The rinceadh fada (long dance) was recorded as being a ‘sacred dance of the Irish at Beil-tinne like dances recorded of Phoenicia and Assyria.’Breandán Breathnach noted that the carole consisted of a verse sung by a chanter or leader and a refrain sung by the rest of the group who danced round with simple steps in a ring following the leader. (AHU p.104)
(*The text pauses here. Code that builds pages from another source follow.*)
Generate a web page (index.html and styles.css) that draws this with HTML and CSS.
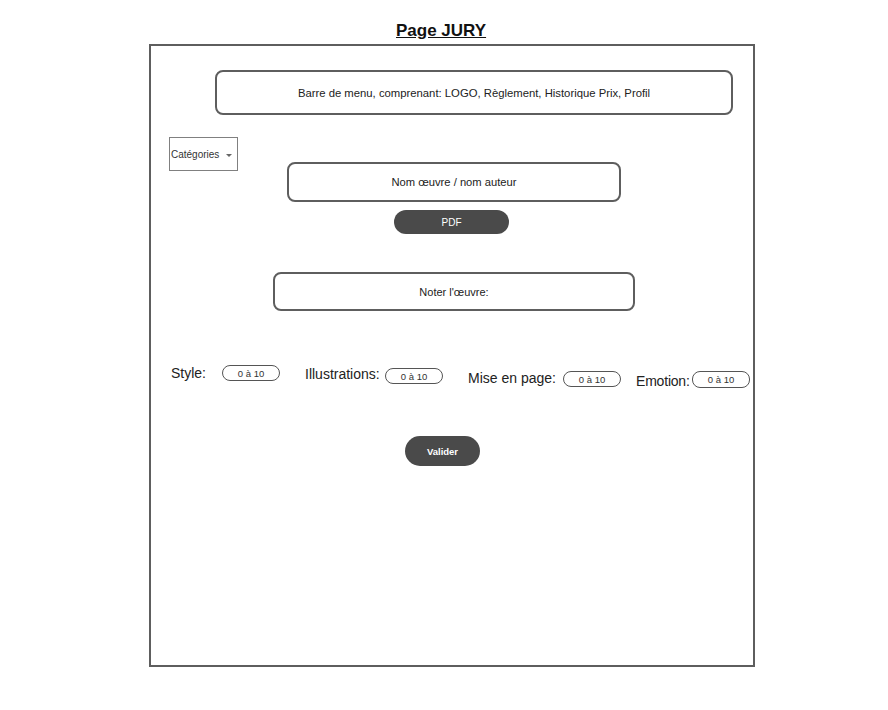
FILE: index.html
```html
<!DOCTYPE html>
<html lang="fr">
<head>
<meta charset="utf-8">
<title>Page JURY</title>
<link rel="stylesheet" href="styles.css">
</head>
<body>
  <h1 class="title">Page JURY</h1>
  <div class="frame">
    <div class="menu">Barre de menu, comprenant: LOGO, Règlement, Historique Prix, Profil</div>
    <div class="mid-row">
      <div class="categories">
        <span>Catégories</span>
        <span class="caret"></span>
      </div>
      <div class="work-col">
        <div class="work">Nom œuvre / nom auteur</div>
        <div class="btn btn-pdf">PDF</div>
      </div>
    </div>
    <div class="rate-box">Noter l'œuvre:</div>
    <div class="ratings">
      <span class="label label-style">Style:</span>
      <span class="pill pill-style">0 à 10</span>
      <span class="label label-illu">Illustrations:</span>
      <span class="pill pill-illu">0 à 10</span>
      <span class="label label-mise">Mise en page:</span>
      <span class="pill pill-mise">0 à 10</span>
      <span class="label label-emo">Emotion:</span>
      <span class="pill pill-emo">0 à 10</span>
    </div>
    <div class="btn btn-valider">Valider</div>
  </div>
</body>
</html>
```
FILE: styles.css
```css
* { box-sizing: border-box; }

body {
  margin: 0;
  background: #ffffff;
  font-family: "Liberation Sans", Arial, sans-serif;
  color: #222222;
}

.title {
  margin: 0;
  padding: 21px 0 0 396px;
  height: 44px;
  font-size: 17px;
  line-height: 20px;
  font-weight: bold;
  text-decoration: underline;
  color: #111111;
}

.frame {
  margin-left: 149px;
  width: 606px;
  height: 623px;
  border: 2px solid #5e5e5e;
}

.menu {
  margin: 24px 0 0 64px;
  width: 518px;
  height: 45px;
  border: 2px solid #5e5e5e;
  border-radius: 8px;
  display: flex;
  align-items: center;
  justify-content: center;
  font-size: 11.3px;
}

.mid-row {
  display: flex;
  align-items: flex-start;
}

.categories {
  margin: 22px 0 0 18px;
  width: 69px;
  height: 34px;
  border: 1px solid #808080;
  display: flex;
  align-items: center;
  padding-left: 1px;
  font-size: 10px;
  color: #333333;
}

.caret {
  margin-left: 7px;
  margin-top: 2px;
  width: 0;
  height: 0;
  border-left: 3px solid transparent;
  border-right: 3px solid transparent;
  border-top: 3px solid #666666;
}

.work-col {
  margin: 47px 0 0 49px;
}

.work {
  width: 334px;
  height: 40px;
  border: 2px solid #5e5e5e;
  border-radius: 8px;
  display: flex;
  align-items: center;
  justify-content: center;
  font-size: 11.2px;
}

.btn {
  display: flex;
  align-items: center;
  justify-content: center;
  background: #4a4a4a;
  color: #ffffff;
  font-size: 10px;
}

.btn-pdf {
  margin: 8px 0 0 107px;
  width: 115px;
  height: 24px;
  border-radius: 12px;
}

.rate-box {
  margin: 38px 0 0 122px;
  width: 362px;
  height: 39px;
  border: 2px solid #5e5e5e;
  border-radius: 8px;
  display: flex;
  align-items: center;
  justify-content: center;
  font-size: 11px;
}

.ratings {
  margin-top: 54px;
  height: 24px;
  display: flex;
  align-items: flex-start;
}

.label {
  font-size: 14px;
  line-height: 16px;
  color: #222222;
}

.pill {
  width: 58px;
  height: 16px;
  border: 1px solid #555555;
  border-radius: 8px;
  display: flex;
  align-items: center;
  justify-content: center;
  font-size: 9.5px;
  color: #333333;
}

.label-style { margin-left: 20px; width: 51px; margin-top: 0; }
.pill-style { margin-top: 0; }
.label-illu { margin-left: 25px; width: 80px; margin-top: 1px; }
.pill-illu { margin-top: 3px; }
.label-mise { margin-left: 25px; width: 95px; margin-top: 5px; }
.pill-mise { margin-top: 6px; }
.label-emo { margin-left: 15px; width: 56px; margin-top: 8px; letter-spacing: -0.2px; }
.pill-emo { margin-top: 6px; height: 17px; }

.btn-valider {
  margin: 47px 0 0 254px;
  width: 75px;
  height: 30px;
  border-radius: 15px;
  font-size: 9.5px;
  font-weight: bold;
}
```
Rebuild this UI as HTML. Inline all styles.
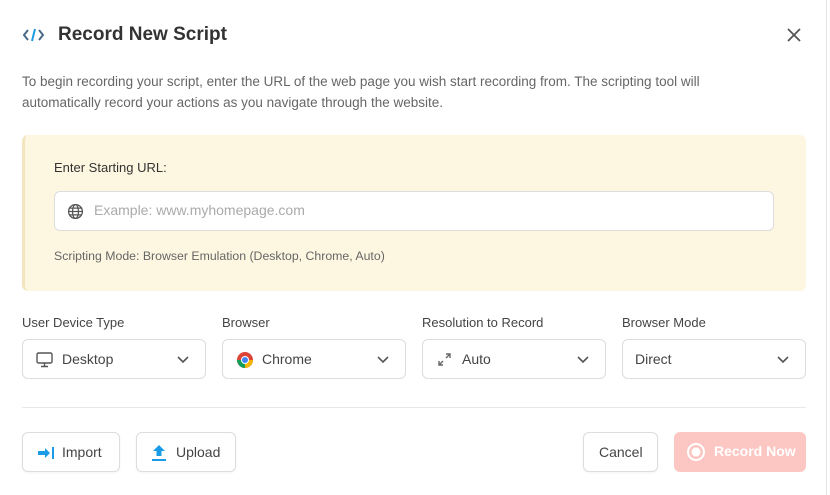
<!DOCTYPE html>
<html><head><style>
*{box-sizing:border-box;margin:0;padding:0}
body{width:830px;height:495px;background:#fff;font-family:"Liberation Sans",sans-serif;color:#333;position:relative;overflow:hidden}
.abs{position:absolute}
.title{left:58px;top:24px;font-size:19px;font-weight:bold;color:#333}
.desc{left:22px;top:71px;width:755px;font-size:13.5px;line-height:21px;color:#666}
.yel{left:22px;top:135px;width:784px;height:156px;background:#fdf6e0;border-radius:6px;border-left:3px solid #f3e6bf}
.lbl{font-size:13px;color:#444}
.inp{left:54px;top:191px;width:720px;height:40px;background:#fff;border:1px solid #ddd;border-radius:6px}
.sel{top:339px;width:184px;height:40px;border:1px solid #ddd;border-radius:6px;background:#fff;font-size:14px;color:#444}
.sel span{position:absolute;top:11px}
.chev{position:absolute;right:16px;top:14px}
.btn{top:432px;height:40px;border:1px solid #ddd;border-radius:6px;background:#fff;font-size:14px;color:#444;box-shadow:0 1px 2px rgba(0,0,0,.05)}
.btn span{position:absolute;top:11px}
</style></head><body>
<svg class="abs" style="left:22px;top:27px" width="24" height="16" viewBox="0 0 24 16"><path d="M6 3L2 8l4 5" fill="none" stroke="#4a6a8a" stroke-width="2"/><path d="M13 2l-3 12" stroke="#1a9be6" stroke-width="2"/><path d="M17 3l4 5-4 5" fill="none" stroke="#4a6a8a" stroke-width="2"/></svg>
<div class="abs title">Record New Script</div>
<svg class="abs" style="left:786px;top:27px" width="16" height="16"><path d="M2 2l12 12M14 2L2 14" stroke="#555" stroke-width="1.8"/></svg>
<div class="abs desc">To begin recording your script, enter the URL of the web page you wish start recording from. The scripting tool will automatically record your actions as you navigate through the website.</div>
<div class="abs yel"></div>
<div class="abs lbl" style="left:54px;top:160px;color:#333">Enter Starting URL:</div>
<div class="abs inp"></div>
<svg class="abs" style="left:67px;top:203px" width="17" height="17" viewBox="0 0 16 16" fill="none" stroke="#555" stroke-width="1.2"><circle cx="8" cy="8" r="6.5"/><ellipse cx="8" cy="8" rx="2.8" ry="6.5"/><path d="M1.5 8h13M2.5 4.8h11M2.5 11.2h11"/></svg>
<div class="abs" style="left:94px;top:202px;font-size:14px;color:#aaa">Example: www.myhomepage.com</div>
<div class="abs" style="left:54px;top:249px;font-size:12.3px;color:#666">Scripting Mode: Browser Emulation (Desktop, Chrome, Auto)</div>
<div class="abs lbl" style="left:22px;top:315px">User Device Type</div>
<div class="abs lbl" style="left:222px;top:315px">Browser</div>
<div class="abs lbl" style="left:422px;top:315px">Resolution to Record</div>
<div class="abs lbl" style="left:622px;top:315px">Browser Mode</div>
<div class="abs sel" style="left:22px"><svg class="abs" style="left:13px;top:12px" width="17" height="16" viewBox="0 0 17 16" fill="none" stroke="#555" stroke-width="1.4"><rect x="1" y="1" width="15" height="10" rx="1.5"/><path d="M8.5 11v3M5 14.5h7"/></svg><span style="left:39px">Desktop</span><svg class="chev" width="12" height="10"><path d="M1 3l5 5 5-5" fill="none" stroke="#555" stroke-width="1.6"/></svg></div>
<div class="abs sel" style="left:222px"><svg class="abs" style="left:13px;top:11px" width="18" height="18" viewBox="0 0 18 18"><circle cx="9" cy="9" r="8" fill="#db4437"/><path d="M9 9L2.1 13A8 8 0 0 0 9 17z" fill="#0f9d58"/><path d="M9 9L1 9A8 8 0 0 0 2.1 13z" fill="#0f9d58"/><path d="M9 9h8a8 8 0 0 1-8 8z" fill="#f4b400"/><circle cx="9" cy="9" r="4" fill="#fff"/><circle cx="9" cy="9" r="3" fill="#4285f4"/></svg><span style="left:39px">Chrome</span><svg class="chev" width="12" height="10"><path d="M1 3l5 5 5-5" fill="none" stroke="#555" stroke-width="1.6"/></svg></div>
<div class="abs sel" style="left:422px"><svg class="abs" style="left:14px;top:12px" width="15" height="15" viewBox="0 0 15 15" fill="none" stroke="#666" stroke-width="1.4"><path d="M9 2h4v4M13 2L9 6M6 13H2V9M2 13l4-4"/></svg><span style="left:39px">Auto</span><svg class="chev" width="12" height="10"><path d="M1 3l5 5 5-5" fill="none" stroke="#555" stroke-width="1.6"/></svg></div>
<div class="abs sel" style="left:622px"><span style="left:12px">Direct</span><svg class="chev" width="12" height="10"><path d="M1 3l5 5 5-5" fill="none" stroke="#555" stroke-width="1.6"/></svg></div>
<div class="abs" style="left:22px;top:407px;width:784px;height:1px;background:#e8e8e8"></div>
<div class="abs btn" style="left:22px;width:98px"><svg class="abs" style="left:14px;top:13px" width="18" height="14" viewBox="0 0 18 14"><path d="M1 5h7V2l5 5-5 5V9H1z" fill="#1a9be6"/><rect x="15" y="1" width="2" height="12" fill="#1a9be6"/></svg><span style="left:39px">Import</span></div>
<div class="abs btn" style="left:136px;width:100px"><svg class="abs" style="left:14px;top:11px" width="16" height="18" viewBox="0 0 16 18"><path d="M8 1l6 6h-3.5v5h-5V7H2z" fill="#1a9be6"/><rect x="1" y="15" width="14" height="2" fill="#1a9be6"/></svg><span style="left:39px">Upload</span></div>
<div class="abs btn" style="left:583px;width:75px"><span style="left:15px">Cancel</span></div>
<div class="abs" style="left:674px;top:432px;width:132px;height:40px;border-radius:6px;background:#fcc6c2;color:#fff;font-weight:bold;font-size:14px"><svg class="abs" style="left:12px;top:10px" width="20" height="20"><circle cx="10" cy="10" r="8" fill="none" stroke="#fff" stroke-width="2"/><circle cx="10" cy="10" r="4.5" fill="#fff"/></svg><span class="abs" style="left:40px;top:11px">Record Now</span></div>
<div class="abs" style="left:826px;top:0;width:1px;height:495px;background:#e5e5e5"></div>
</body></html>
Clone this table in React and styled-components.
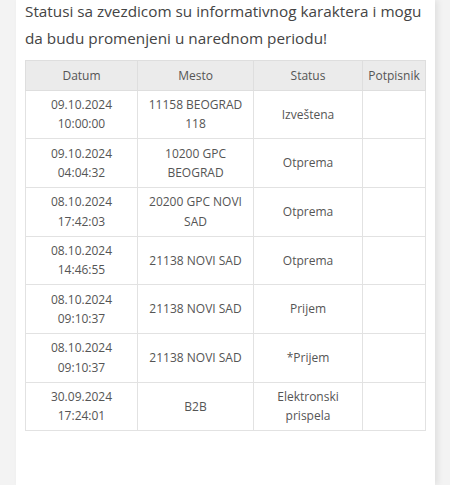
import React from 'react';
import styled, { createGlobalStyle } from 'styled-components';

const GlobalStyle = createGlobalStyle`
  html, body {
    margin: 0;
    padding: 0;
    background: #f3f3f3;
    font-family: "Open Sans", "Liberation Sans", sans-serif;
  }
`;

const Page = styled.div`
  display: flex;
  min-height: 485px;
`;

const Card = styled.div`
  margin-left: 16px;
  width: 419px;
  min-height: 485px;
  box-sizing: border-box;
  background: #fff;
  padding: 0 10px 0 9px;
  box-shadow: 3px 0 6px rgba(0, 0, 0, 0.08);
`;

const Note = styled.p`
  margin: -2px -10px 8px 0;
  font-size: 15.3px;
  line-height: 27px;
  color: #444;
`;

const Table = styled.table`
  width: 400px;
  border-collapse: collapse;
  table-layout: fixed;
  font-size: 12px;
  line-height: 19.5px;
  color: #555;
`;

const Th = styled.th`
  font-weight: normal;
  background: #ebebeb;
  border: 1px solid #dedede;
  padding: 4.5px 2px;
  text-align: center;
`;

const Td = styled.td`
  border: 1px solid #e2e2e2;
  padding: 4.35px 4px;
  text-align: center;
  vertical-align: middle;
`;

const rows = [
  ['09.10.2024 10:00:00', '11158 BEOGRAD 118', 'Izveštena'],
  ['09.10.2024 04:04:32', '10200 GPC BEOGRAD', 'Otprema'],
  ['08.10.2024 17:42:03', '20200 GPC NOVI SAD', 'Otprema'],
  ['08.10.2024 14:46:55', '21138 NOVI SAD', 'Otprema'],
  ['08.10.2024 09:10:37', '21138 NOVI SAD', 'Prijem'],
  ['08.10.2024 09:10:37', '21138 NOVI SAD', '*Prijem'],
  ['30.09.2024 17:24:01', 'B2B', 'Elektronski prispela'],
];

export default function App() {
  return (
    <Page>
      <GlobalStyle />
      <Card>
        <Note>Statusi sa zvezdicom su informativnog karaktera i mogu da budu promenjeni u narednom periodu!</Note>
        <Table>
          <colgroup>
            <col style={{ width: 112 }} />
            <col style={{ width: 116 }} />
            <col style={{ width: 109 }} />
            <col style={{ width: 63 }} />
          </colgroup>
          <thead>
            <tr>
              <Th>Datum</Th>
              <Th>Mesto</Th>
              <Th>Status</Th>
              <Th>Potpisnik</Th>
            </tr>
          </thead>
          <tbody>
            {rows.map(([date, place, status], i) => (
              <tr key={i}>
                <Td>{date}</Td>
                <Td>{place}</Td>
                <Td>{status}</Td>
                <Td></Td>
              </tr>
            ))}
          </tbody>
        </Table>
      </Card>
    </Page>
  );
}
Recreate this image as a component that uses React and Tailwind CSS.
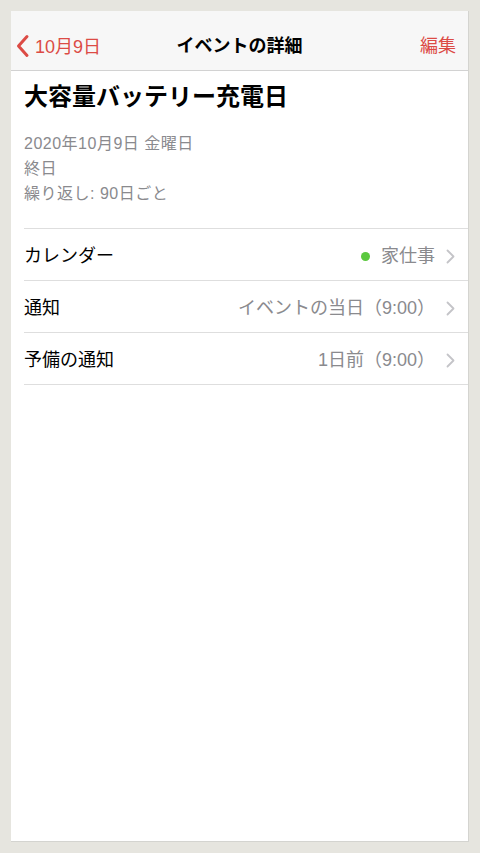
import React from 'react';

const rows = [
  { label: 'カレンダー', value: '家仕事', dot: true },
  { label: '通知', value: 'イベントの当日（9:00）' },
  { label: '予備の通知', value: '1日前（9:00）' },
];

const Chevron = () => (
  <svg width="9" height="15" viewBox="0 0 9 15" fill="none" className="ml-[11px]">
    <path d="M1.5 1.5 L7.5 7.5 L1.5 13.5" stroke="#c4c4c8" strokeWidth="1.8" strokeLinecap="round" strokeLinejoin="round" />
  </svg>
);

export default function App() {
  return (
    <div
      className="w-[480px] h-[853px] bg-[#e6e5df] pt-[11px] pl-[11px] pr-[11px] pb-[11px]"
      style={{ fontFamily: '"Liberation Sans", "Noto Sans CJK JP", sans-serif' }}
    >
      <div className="h-full bg-white border-r border-b border-[#d4d4d0] flex flex-col">
        {/* header */}
        <div className="h-[60px] bg-[#f7f7f7] border-b border-[#d2d2d2] flex items-center pt-[12px] pr-[12px] relative">
          <div className="flex items-center pl-[3px] text-[#dc4b45]">
            <svg width="18" height="24" viewBox="0 0 18 24" fill="none" className="-mt-[2px]">
              <path d="M13 2.5 L4.5 12 L13 21.5" stroke="#dc4b45" strokeWidth="3" strokeLinecap="round" strokeLinejoin="round" />
            </svg>
            <span className="text-[18px] leading-none ml-[3px]">10月9日</span>
          </div>
          <div className="absolute left-0 right-0 top-[12px] bottom-0 flex items-center justify-center pointer-events-none">
            <span className="text-[18px] font-bold text-black">イベントの詳細</span>
          </div>
          <span className="ml-auto text-[18px] text-[#dc4b45]">編集</span>
        </div>

        {/* title */}
        <div className="pl-[13px] pt-[11px]">
          <h1 className="text-[24px] leading-[30px] font-bold text-black">大容量バッテリー充電日</h1>
          <div className="mt-[19px] text-[16px] leading-[25px] tracking-[0.5px] text-[#8a8a8e]">
            <div>2020年10月9日 金曜日</div>
            <div>終日</div>
            <div>繰り返し: 90日ごと</div>
          </div>
        </div>

        {/* rows */}
        <div className="mt-[22px] ml-[13px] border-t border-[#dedede]">
          {rows.map((r) => (
            <div key={r.label} className="h-[52px] flex items-center border-b border-[#dedede] pt-[4px] pr-[13px]">
              <span className="text-[18px] text-black">{r.label}</span>
              <div className="ml-auto flex items-center">
                {r.dot && <span className="w-[9px] h-[9px] rounded-full bg-[#5bc83f] mr-[11px]" />}
                <span className="text-[18px] text-[#8a8a8e]">{r.value}</span>
                <Chevron />
              </div>
            </div>
          ))}
        </div>
      </div>
    </div>
  );
}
The airs belonging to the carole category of song, which would have evolved primarily for collective singing and dance, are usually very simple and repetitive melodies. Musicologists and practitioners, who usually regard these melodies as being of lesser value than the airs composed for songs in the more sophisticated amhrán metre from the seventeenth century onward, have frequently misunderstood them. Seán Ó Tuama, in a study of Irish language song, An Grá in Amhrán na nDaoine, observed that the metrical forms employed by the carole in France were usually A+C (one line with refrain) or 2A+C (two rhyming lines with refrain) or 3A+B+C (three rhyming lines with cauda and refrain) and that the ﬁrst two forms were linked with the most primitive type of carole which has been traced back to women’s ancient dances at Maytime. He also notes that many of the examples of the A+C form, extant today, are also songs linked with the coming of summer. In Amhrán na Craoibhe we have the metrical form of A+C and its refrain beginning with heigh. The hye in French or hey in English were vocables marking a stamping action in the refrain of the carole.